Truffle Mac ‘n’ Cheese – A little bit of Luxury

Truffle Mac ‘n’ Cheese – A little bit of Luxury. You may like me probably think of the dish Macaroni Cheese as almost as American as apple pie. Indeed, Thomas Jefferson was recorded as an early fan. However, you would be surprised to learn it was early English immigrant settlers who most likely first imported the recipe to the USA and Canada. Perhaps now the ultimate comfort food Mac ‘n’ Cheese is a staple teatime dish worldwide. It is served as a side dish in thousands of restaurants. And chefs have elevated the humble dish by adding crab meat, lobster tail or truffle.

Truffle Mac ‘n’ Cheese

A little bit of Mac ‘n’ Cheese History

A recipe ‘To Dress Macaroni with Parmesan Cheese’ appeared in a cookery book from 1769. It was called The Experienced English Housekeeper by Elizabeth Raffauld.

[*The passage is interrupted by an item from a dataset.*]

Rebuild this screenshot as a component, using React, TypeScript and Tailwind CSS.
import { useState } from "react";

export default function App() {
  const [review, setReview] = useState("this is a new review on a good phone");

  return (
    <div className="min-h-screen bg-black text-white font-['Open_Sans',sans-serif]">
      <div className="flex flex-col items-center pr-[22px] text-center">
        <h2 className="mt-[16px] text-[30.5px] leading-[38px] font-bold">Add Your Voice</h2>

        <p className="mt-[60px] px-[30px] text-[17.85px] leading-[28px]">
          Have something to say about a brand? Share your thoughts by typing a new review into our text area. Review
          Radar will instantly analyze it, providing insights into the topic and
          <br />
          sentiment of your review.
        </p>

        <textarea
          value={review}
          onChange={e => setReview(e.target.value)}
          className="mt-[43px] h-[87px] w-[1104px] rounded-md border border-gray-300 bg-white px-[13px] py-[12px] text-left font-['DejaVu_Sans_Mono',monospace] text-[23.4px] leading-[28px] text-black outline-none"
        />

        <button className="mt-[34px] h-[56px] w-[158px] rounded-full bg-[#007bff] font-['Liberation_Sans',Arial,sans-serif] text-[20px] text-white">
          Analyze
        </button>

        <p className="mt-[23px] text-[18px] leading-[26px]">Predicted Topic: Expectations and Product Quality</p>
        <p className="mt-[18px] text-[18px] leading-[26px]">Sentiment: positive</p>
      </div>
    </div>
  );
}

It includes cream thickened with butter and flour and is topped with a layer of Parmesan before baking. The recipe was taken over to America and became a popular dish. Particularly in the Antebellum era and especially in the southern states.

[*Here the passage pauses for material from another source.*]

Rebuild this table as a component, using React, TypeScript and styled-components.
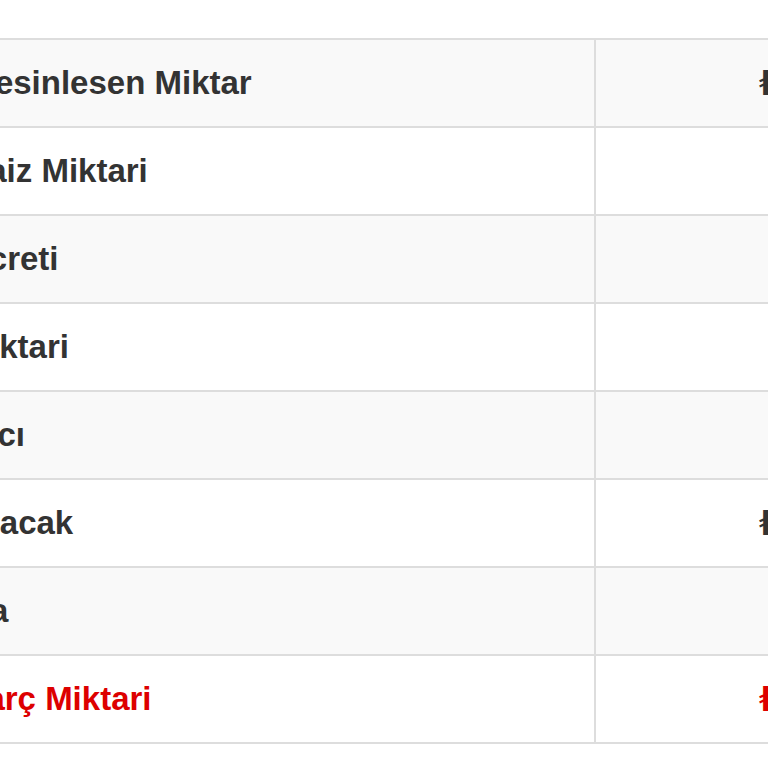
import React from "react";
import styled, { createGlobalStyle } from "styled-components";

const Global = createGlobalStyle`
  html, body {
    margin: 0;
    padding: 0;
    background: #ffffff;
  }
  body {
    font-family: "Liberation Sans", Arial, "DejaVu Sans", sans-serif;
  }
`;

const Viewport = styled.div`
  width: 768px;
  height: 768px;
  overflow: hidden;
  padding-top: 38px;
  box-sizing: border-box;
  background: #ffffff;
`;

const Table = styled.div`
  display: grid;
  grid-template-columns: 761px 363px;
  margin-left: -165px;
  width: max-content;
  border-top: 2px solid #dddddd;
`;

const Row = styled.div<{ $striped: boolean }>`
  display: contents;

  & > div {
    background: ${(p) => (p.$striped ? "#f9f9f9" : "#ffffff")};
  }
`;

const Cell = styled.div<{ $align: "left" | "right"; $danger?: boolean }>`
  height: 88px;
  box-sizing: border-box;
  border-bottom: 2px solid #dddddd;
  display: flex;
  align-items: center;
  justify-content: ${(p) => (p.$align === "right" ? "flex-end" : "flex-start")};
  padding: 0 12px;
  font-size: 33px;
  font-weight: 700;
  white-space: nowrap;
  color: ${(p) => (p.$danger ? "#dd0000" : "#333333")};
`;

const LabelCell = styled(Cell)`
  border-right: 2px solid #dddddd;
`;

const ValueCell = styled(Cell)``;

type Item = { label: string; value: string; danger?: boolean };

const rows: Item[] = [
  { label: "Toplam Kesinlesen Miktar", value: "₺125.430,00" },
  { label: "İşlemiş Faiz Miktari", value: "₺8.450,00" },
  { label: "Avukat Ücreti", value: "₺9.200,00" },
  { label: "Masraf Miktari", value: "₺5.000,00" },
  { label: "Karar Harcı", value: "₺2.140,00" },
  { label: "Güncel Alacak", value: "₺148.220,00" },
  { label: "Nakit Para", value: "₺1.500,00" },
  { label: "Bakiye Harç Miktari", value: "₺146.720,00", danger: true },
];

export default function App() {
  return (
    <>
      <Global />
      <Viewport>
        <Table>
          {rows.map((r, i) => (
            <Row key={r.label} $striped={i % 2 === 0}>
              <LabelCell $align="left" $danger={r.danger}>
                {r.label}
              </LabelCell>
              <ValueCell $align="right" $danger={r.danger}>
                {r.value}
              </ValueCell>
            </Row>
          ))}
        </Table>
      </Viewport>
    </>
  );
}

Are you a big pasta fan like me? Then why not try one of the following delicious recipes. Jersey Crab and King Prawn Linguine, classic Spaghetti with Clams and Tomatoes or slow-cooked Shin of Beef Ragu with Fettuccini.

It was during the Great Depression that Grant Leslie had the idea to parcel macaroni pasta and grated cheese together. It was said to have prevented America from starving. In 1937 the Kraft company then introduced the prepackaged Macaroni cheese Kraft Dinner to the USA and Canada. Using processed cheese greatly extended the shelf-life. Wartime privation and dairy rationing soon led to a vast increase in demand. During that period over fifty million boxes were sold. Made by simply adding milk and butter or margarine it became a household favourite. Mac ‘n’ Cheese is now considered by some as the national dish of Canada.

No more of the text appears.